## Work instructions
Return each line of the data below verbatim; pictures are to be left out.

========================

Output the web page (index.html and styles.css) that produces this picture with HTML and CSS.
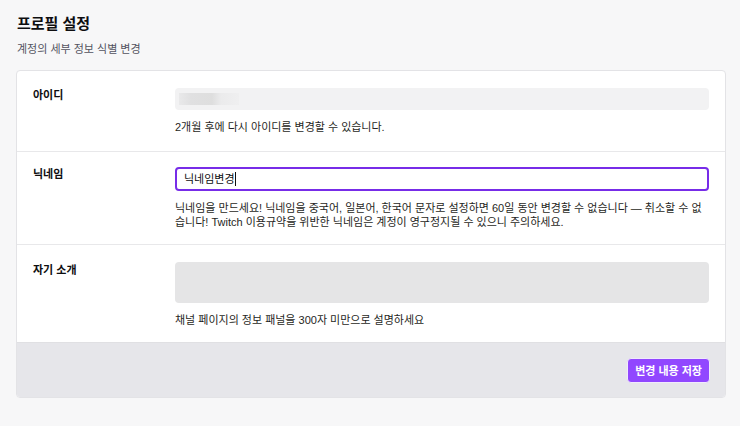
FILE: index.html
```html
<!DOCTYPE html>
<html lang="ko">
<head>
<meta charset="utf-8">
<link rel="stylesheet" href="styles.css">
</head>
<body>
<div class="page">
  <h1 class="title">프로필 설정</h1>
  <p class="subtitle">계정의 세부 정보 식별 변경</p>
  <div class="card">
    <div class="row row-id">
      <div class="label">아이디</div>
      <div class="field">
        <div class="input input-disabled"><span class="blur"></span></div>
        <p class="help">2개월 후에 다시 아이디를 변경할 수 있습니다.</p>
      </div>
    </div>
    <div class="row row-nick">
      <div class="label">닉네임</div>
      <div class="field">
        <div class="input input-focus"><span class="value">닉네임변경</span><span class="caret"></span></div>
        <p class="help">닉네임을 만드세요! 닉네임을 중국어, 일본어, 한국어 문자로 설정하면 60일 동안 변경할 수 없습니다 — 취소할 수 없습니다! Twitch 이용규약을 위반한 닉네임은 계정이 영구정지될 수 있으니 주의하세요.</p>
      </div>
    </div>
    <div class="row row-bio">
      <div class="label">자기 소개</div>
      <div class="field">
        <div class="textarea"></div>
        <p class="help">채널 페이지의 정보 패널을 300자 미만으로 설명하세요</p>
      </div>
    </div>
    <div class="footer">
      <button class="btn">변경 내용 저장</button>
    </div>
  </div>
</div>
</body>
</html>
```
FILE: styles.css
```css
html, body {
  margin: 0;
  padding: 0;
  background: #f7f7f8;
  font-family: "Liberation Sans", "Noto Sans CJK KR", sans-serif;
  color: #0e0e10;
}
.page {
  padding: 14px 14px 0 16px;
}
.title {
  margin: 0 0 0 1px;
  font-size: 15px;
  line-height: 20px;
  font-weight: 700;
}
.subtitle {
  margin: 8px 0 0 1px;
  font-size: 11px;
  line-height: 14px;
  color: #53535f;
}
.card {
  margin-top: 14px;
  width: 708px;
  background: #fff;
  border: 1px solid #e3e3e6;
  border-radius: 4px;
  overflow: hidden;
}
.row {
  display: flex;
  padding: 17px 16px 17px 16px;
  border-bottom: 1px solid #e8e8ea;
}
.row-nick {
  padding-top: 15px;
  padding-bottom: 15px;
}
.row-bio {
  padding-top: 17px;
  padding-bottom: 15px;
  border-bottom: none;
}
.label {
  width: 142px;
  flex: none;
  font-size: 11px;
  font-weight: 700;
  line-height: 14px;
}
.row-nick .label {
  padding-top: 0;
}
.row-bio .label {
  padding-top: 1px;
}
.field {
  flex: 1;
}
.input {
  box-sizing: border-box;
  height: 22px;
  border-radius: 4px;
  display: flex;
  align-items: center;
  font-size: 11px;
}
.input-disabled {
  background: #f2f2f3;
  padding-left: 4px;
}
.blur {
  width: 60px;
  height: 12px;
  background: linear-gradient(90deg, #e9e9ea 0, #e0e0e1 20%, #dedede 55%, #ebebec 70%, #efeff0 100%);
  filter: blur(0.6px);
}
.input-focus {
  height: 24px;
  border: 2px solid #772ce8;
  padding-left: 7px;
}
.value {
  line-height: 14px;
}
.caret {
  width: 1px;
  height: 14px;
  background: #0e0e10;
}
.textarea {
  height: 41px;
  border-radius: 4px;
  background: #e5e5e6;
}
.help {
  margin: 10px 0 0;
  font-size: 11px;
  line-height: 14px;
  color: #1f1f23;
}
.footer {
  background: #e6e6ea;
  border-top: 1px solid #e0e0e3;
  height: 54px;
  display: flex;
  align-items: center;
  justify-content: flex-end;
  padding-right: 15px;
}
.btn {
  font-family: inherit;
  font-size: 11px;
  font-weight: 700;
  color: #fff;
  background: #9147ff;
  border: 1px solid #f1eafd;
  border-radius: 4px;
  height: 25px;
  padding: 0 7px;
  cursor: pointer;
}
```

========================

## Response for this exercise
Output the web page (index.html and styles.css) that produces this picture with HTML and CSS.
FILE: index.html
```html
<!DOCTYPE html>
<html lang="ko">
<head>
<meta charset="utf-8">
<link rel="stylesheet" href="styles.css">
</head>
<body>
<div class="page">
  <h1 class="title">프로필 설정</h1>
  <p class="subtitle">계정의 세부 정보 식별 변경</p>
  <div class="card">
    <div class="row row-id">
      <div class="label">아이디</div>
      <div class="field">
        <div class="input input-disabled"><span class="blur"></span></div>
        <p class="help">2개월 후에 다시 아이디를 변경할 수 있습니다.</p>
      </div>
    </div>
    <div class="row row-nick">
      <div class="label">닉네임</div>
      <div class="field">
        <div class="input input-focus"><span class="value">닉네임변경</span><span class="caret"></span></div>
        <p class="help">닉네임을 만드세요! 닉네임을 중국어, 일본어, 한국어 문자로 설정하면 60일 동안 변경할 수 없습니다 — 취소할 수 없습니다! Twitch 이용규약을 위반한 닉네임은 계정이 영구정지될 수 있으니 주의하세요.</p>
      </div>
    </div>
    <div class="row row-bio">
      <div class="label">자기 소개</div>
      <div class="field">
        <div class="textarea"></div>
        <p class="help">채널 페이지의 정보 패널을 300자 미만으로 설명하세요</p>
      </div>
    </div>
    <div class="footer">
      <button class="btn">변경 내용 저장</button>
    </div>
  </div>
</div>
</body>
</html>
```
FILE: styles.css
```css
html, body {
  margin: 0;
  padding: 0;
  background: #f7f7f8;
  font-family: "Liberation Sans", "Noto Sans CJK KR", sans-serif;
  color: #0e0e10;
}
.page {
  padding: 14px 14px 0 16px;
}
.title {
  margin: 0 0 0 1px;
  font-size: 15px;
  line-height: 20px;
  font-weight: 700;
}
.subtitle {
  margin: 8px 0 0 1px;
  font-size: 11px;
  line-height: 14px;
  color: #53535f;
}
.card {
  margin-top: 14px;
  width: 708px;
  background: #fff;
  border: 1px solid #e3e3e6;
  border-radius: 4px;
  overflow: hidden;
}
.row {
  display: flex;
  padding: 17px 16px 17px 16px;
  border-bottom: 1px solid #e8e8ea;
}
.row-nick {
  padding-top: 15px;
  padding-bottom: 15px;
}
.row-bio {
  padding-top: 17px;
  padding-bottom: 15px;
  border-bottom: none;
}
.label {
  width: 142px;
  flex: none;
  font-size: 11px;
  font-weight: 700;
  line-height: 14px;
}
.row-nick .label {
  padding-top: 0;
}
.row-bio .label {
  padding-top: 1px;
}
.field {
  flex: 1;
}
.input {
  box-sizing: border-box;
  height: 22px;
  border-radius: 4px;
  display: flex;
  align-items: center;
  font-size: 11px;
}
.input-disabled {
  background: #f2f2f3;
  padding-left: 4px;
}
.blur {
  width: 60px;
  height: 12px;
  background: linear-gradient(90deg, #e9e9ea 0, #e0e0e1 20%, #dedede 55%, #ebebec 70%, #efeff0 100%);
  filter: blur(0.6px);
}
.input-focus {
  height: 24px;
  border: 2px solid #772ce8;
  padding-left: 7px;
}
.value {
  line-height: 14px;
}
.caret {
  width: 1px;
  height: 14px;
  background: #0e0e10;
}
.textarea {
  height: 41px;
  border-radius: 4px;
  background: #e5e5e6;
}
.help {
  margin: 10px 0 0;
  font-size: 11px;
  line-height: 14px;
  color: #1f1f23;
}
.footer {
  background: #e6e6ea;
  border-top: 1px solid #e0e0e3;
  height: 54px;
  display: flex;
  align-items: center;
  justify-content: flex-end;
  padding-right: 15px;
}
.btn {
  font-family: inherit;
  font-size: 11px;
  font-weight: 700;
  color: #fff;
  background: #9147ff;
  border: 1px solid #f1eafd;
  border-radius: 4px;
  height: 25px;
  padding: 0 7px;
  cursor: pointer;
}
```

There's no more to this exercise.